Because the TRUSTEE is barred from seeking to avoid the Second Agreement as a fraudulently incurred obligation, it is not necessary to address whether its avoidance would have had the retroactive effect sought by the TRUSTEE. This Court is not aware of any reported opinion that holds that avoidance of a contractual payment obligation means that the payments made in satisfaction of the obligation were, ipso facto, not made for value, even though at the time of the payments the debtor received a dollar for dollar discharge of a valid contractual debt.
Under the Second Agreement, the DEBTOR undertook the obligation to pay NOSTAW $988,859.83. The Second Agreement is not subject to avoidance. The DEBTOR subsequently made three payments of $300,000 each to NOSTAW thereby discharging its debt to the extent of $900,000. The dollar-for-dollar discharge of indebtedness is "value" for purposes of the constructive fraud analysis.
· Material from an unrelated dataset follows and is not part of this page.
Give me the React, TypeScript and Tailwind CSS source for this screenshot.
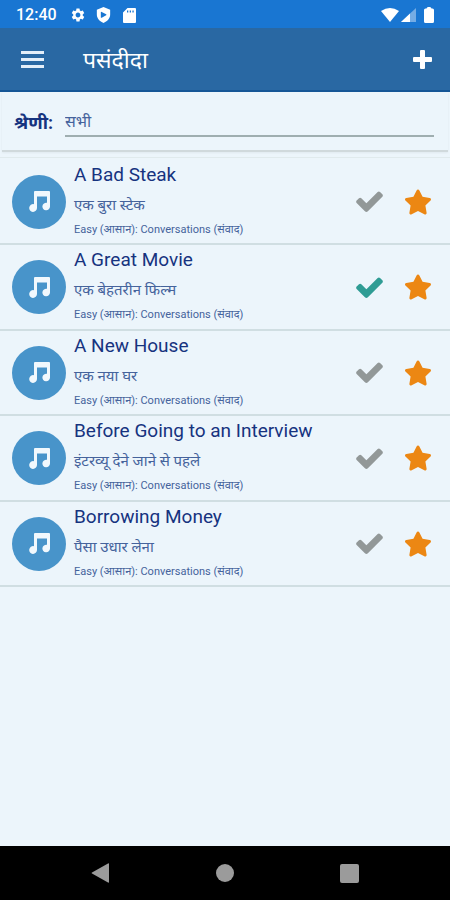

NOSTAW is entitled to the entry of judgment on the TRUSTEE'S constructive fraud claims.
With respect to the alternative causes of action for actual fraud, set forth in Counts I and II of the complaint, the TRUSTEE concedes that he has produced no evidence
This Opinion constitutes this Court's findings of fact and conclusions of law in accordance with Federal Rule of Bankruptcy Procedure 7052. A separate Order will be entered.